**Data lines:**

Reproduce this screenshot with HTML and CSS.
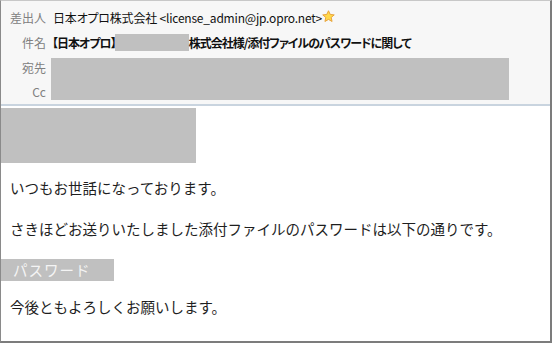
FILE: index.html
```html
<!DOCTYPE html>
<html lang="ja">
<head>
    <meta charset="UTF-8">
    <meta name="viewport" content="width=device-width, initial-scale=1.0">
    <title>添付ファイルのパスワード</title>
    <link rel="stylesheet" href="styles.css">
</head>
<body>
    <div id="mail">
        <div id="cabecalho">
            <div class="linha">
                <span class="rotulo">差出人</span>
                <span class="valor remetente">日本オプロ株式会社 &lt;license_admin@jp.opro.net&gt;</span>
                <svg class="estrela" width="13" height="13" viewBox="0 0 12 12">
                    <path d="M6 0.7 L7.6 4.1 L11.3 4.5 L8.5 6.9 L9.3 10.6 L6 8.7 L2.7 10.6 L3.5 6.9 L0.7 4.5 L4.4 4.1 Z" fill="#ffd84a" stroke="#e6a13a" stroke-width="0.9" stroke-linejoin="round"/>
                </svg>
            </div>
            <div class="linha">
                <span class="rotulo">件名</span>
                <span class="valor assunto">【日本オプロ】<span class="tarja t_empresa"></span>株式会社様/添付ファイルのパスワードに関して</span>
            </div>
            <div class="destino">
                <div class="rotulos">
                    <span class="rotulo">宛先</span>
                    <span class="rotulo">Cc</span>
                </div>
                <div class="tarja t_dest"></div>
            </div>
        </div>
        <div id="corpo">
            <div class="tarja t_nome"></div>
            <p>いつもお世話になっております。</p>
            <p>さきほどお送りいたしました添付ファイルのパスワードは以下の通りです。</p>
            <div class="senha">パスワード</div>
            <p>今後ともよろしくお願いします。</p>
        </div>
    </div>
</body>
</html>
```

FILE: styles.css
```css
@charset "UTF-8";
*{
    border: none;
    padding: 0px;
    margin: 0px;
    box-sizing: border-box;
}
html, body{
    width: 552px;
    height: 343px;
    background-color: #fff;
}
body{
    font-family: "Noto Sans CJK JP", "Noto Sans", sans-serif;
    color: #1e1e1e;
}
#mail{
    width: 552px;
    height: 343px;
    border-top: 1px solid #c8c8c8;
    border-left: 1px solid #8a8a8a;
    border-right: 2px solid #7c7c7c;
    border-bottom: 2px solid #7c7c7c;
    display: flex;
    flex-direction: column;
    overflow: hidden;
}
#cabecalho{
    background-color: #f7f7f7;
    border-bottom: 2px solid #c9d4df;
    padding-top: 4px;
    height: 105px;
    font-size: 12px;
}
.linha{
    display: flex;
    align-items: center;
    height: 25px;
}
.rotulo{
    width: 45px;
    text-align: right;
    color: #808080;
    flex-shrink: 0;
}
.valor{
    margin-left: 7px;
    color: #111;
    white-space: nowrap;
    display: flex;
    align-items: center;
    font-feature-settings: "palt";
}
.remetente{
    letter-spacing: -0.2px;
}
.assunto{
    font-weight: bold;
    margin-left: 6px;
    letter-spacing: -1px;
}
.estrela{
    margin-left: 0px;
    margin-top: -2px;
}
.tarja{
    background-color: #c0c0c0;
}
.t_empresa{
    display: inline-block;
    width: 74px;
    height: 17px;
    margin-left: -1px;
}
.destino{
    display: flex;
    align-items: flex-start;
    margin-top: 3px;
}
.rotulos{
    display: flex;
    flex-direction: column;
    margin-top: -2px;
}
.rotulos .rotulo{
    height: 24px;
    line-height: 24px;
}
.t_dest{
    margin-left: 5px;
    width: 458px;
    height: 42px;
}
#corpo{
    flex: 1;
    padding-top: 2px;
    font-size: 14.5px;
}
.t_nome{
    width: 195px;
    height: 55px;
}
#corpo p{
    padding-left: 9px;
    line-height: 20px;
}
#corpo p + p{
    margin-top: 21px;
}
.t_nome + p{
    margin-top: 15px;
}
.senha{
    margin-top: 20px;
    width: 113px;
    height: 22px;
    line-height: 22px;
    padding-left: 12px;
    background-color: #c0c0c0;
    color: #f4f4f4;
    letter-spacing: 1px;
}
.senha + p{
    margin-top: 16px;
}
```
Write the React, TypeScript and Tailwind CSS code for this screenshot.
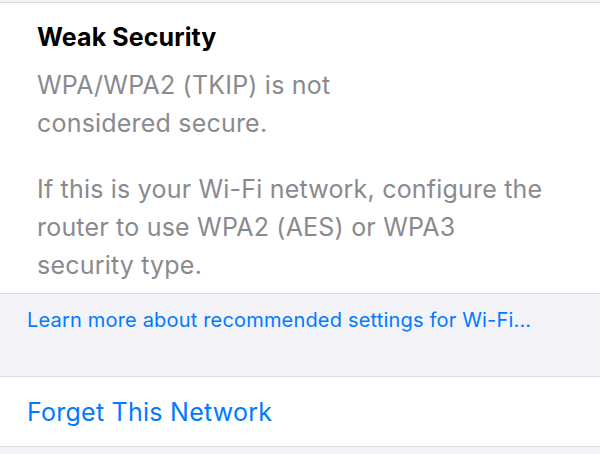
import React from 'react';

export default function App() {
    return (
        <div className="w-[600px] h-[454px] overflow-hidden bg-[#f2f2f7] font-['Inter','Noto_Sans',sans-serif] antialiased">
            <div className="h-[3px] bg-[#f2f2f7] border-b border-[#dcdce0]" />
            <section className="bg-white pl-[37px] pr-4 pt-[19px] pb-[9px] border-b border-[#dcdce0]">
                <h2 className="text-[25px] leading-[31px] font-bold text-black tracking-[0.1px]">Weak Security</h2>
                <p className="mt-[13px] text-[25px] leading-[38px] text-[#8a8a8e] tracking-[0.2px]">
                    WPA/WPA2 (TKIP) is not
                    <br />
                    considered secure.
                </p>
                <p className="mt-[28px] text-[25px] leading-[38px] text-[#8a8a8e] tracking-[0.2px]">
                    If this is your Wi-Fi network, configure the
                    <br />
                    router to use WPA2 (AES) or WPA3
                    <br />
                    security type.
                </p>
            </section>
            <section className="h-[83px] pl-[27px] pt-[14px] border-b border-[#dcdce0]">
                <a className="text-[20px] leading-[24px] text-[#007aff] tracking-[0.18px]">
                    Learn more about recommended settings for Wi-Fi...
                </a>
            </section>
            <section className="bg-white h-[70px] pl-[27px] flex items-center border-b border-[#dcdce0]">
                <span className="text-[25px] leading-[30px] text-[#007aff] tracking-[0.25px]">Forget This Network</span>
            </section>
        </div>
    );
}
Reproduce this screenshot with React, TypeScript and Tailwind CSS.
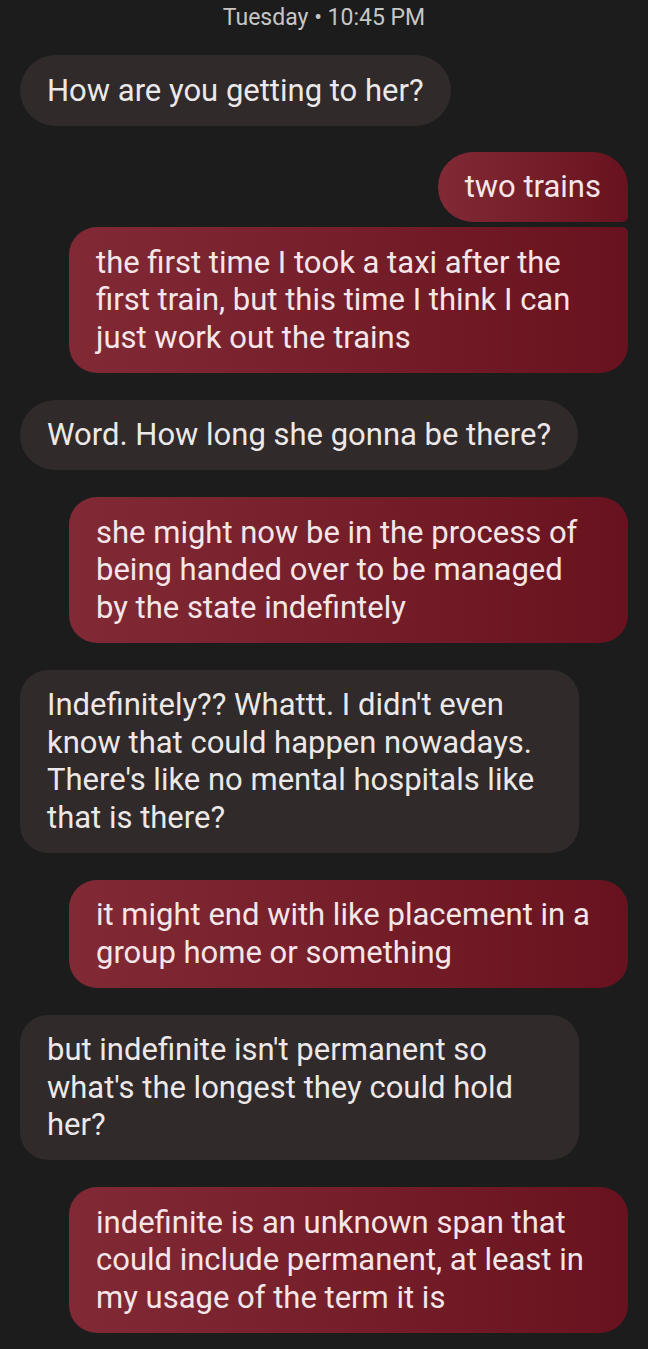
const incoming = "bg-[#302a2a] text-[#ece8e8]";
const outgoing = "bg-linear-to-r from-[#812a36] to-[#69121f] text-[#f4e6e8]";

function Lines({ lines }: { lines: string[] }) {
  return (
    <>
      {lines.map((l, i) => (
        <span key={i} className="block whitespace-nowrap">
          {l}
        </span>
      ))}
    </>
  );
}

export default function App() {
  return (
    <div className="w-[648px] min-h-[1349px] bg-[#1c1c1c] px-5 font-['Roboto',sans-serif] text-[31px] leading-[37.5px]">
      {/* Horodatage */}
      <div className="pt-[5px] text-center text-[23px] leading-[26px] text-[#c6c6c6]">
        Tuesday • 10:45 PM
      </div>

      <div className="mt-[24px] flex flex-col">
        <div className={`self-start rounded-[36px] px-[27px] py-[16.5px] ${incoming}`}>
          How are you getting to her?
        </div>

        <div className="mt-[26px] flex flex-col items-end gap-[5px]">
          <div className={`rounded-[36px] rounded-br-[6px] px-[27px] py-[16.5px] ${outgoing}`}>
            two trains
          </div>
          <div className={`w-[559px] rounded-[28px] rounded-tr-[6px] px-[27px] py-[16.5px] ${outgoing}`}>
            <Lines
              lines={[
                "the first time I took a taxi after the",
                "first train, but this time I think I can",
                "just work out the trains",
              ]}
            />
          </div>
        </div>

        <div className={`mt-[27px] self-start rounded-[36px] px-[27px] py-[16.5px] ${incoming}`}>
          Word. How long she gonna be there?
        </div>

        <div className={`mt-[27px] w-[559px] self-end rounded-[28px] px-[27px] py-[16.5px] ${outgoing}`}>
          <Lines
            lines={[
              "she might now be in the process of",
              "being handed over to be managed",
              "by the state indefintely",
            ]}
          />
        </div>

        <div className={`mt-[27px] w-[559px] self-start rounded-[28px] px-[27px] py-[16.5px] ${incoming}`}>
          <Lines
            lines={[
              "Indefinitely?? Whattt. I didn't even",
              "know that could happen nowadays.",
              "There's like no mental hospitals like",
              "that is there?",
            ]}
          />
        </div>

        <div className={`mt-[27px] w-[559px] self-end rounded-[28px] px-[27px] py-[16.5px] ${outgoing}`}>
          <Lines lines={["it might end with like placement in a", "group home or something"]} />
        </div>

        <div className={`mt-[27px] w-[559px] self-start rounded-[28px] px-[27px] py-[16.5px] ${incoming}`}>
          <Lines
            lines={[
              "but indefinite isn't permanent so",
              "what's the longest they could hold",
              "her?",
            ]}
          />
        </div>

        <div className={`mt-[27px] w-[559px] self-end rounded-[28px] px-[27px] py-[16.5px] ${outgoing}`}>
          <Lines
            lines={[
              "indefinite is an unknown span that",
              "could include permanent, at least in",
              "my usage of the term it is",
            ]}
          />
        </div>
      </div>
    </div>
  );
}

**Exercise details:** Start at the line that contains "Write the React, TypeScript", stop at the line that contains "import React from 'react';", and reproduce each line in that stretch exactly. Pictures are excluded.

**Solution to the problem:**
Write the React, TypeScript and Tailwind CSS code for this screenshot.
import React from 'react';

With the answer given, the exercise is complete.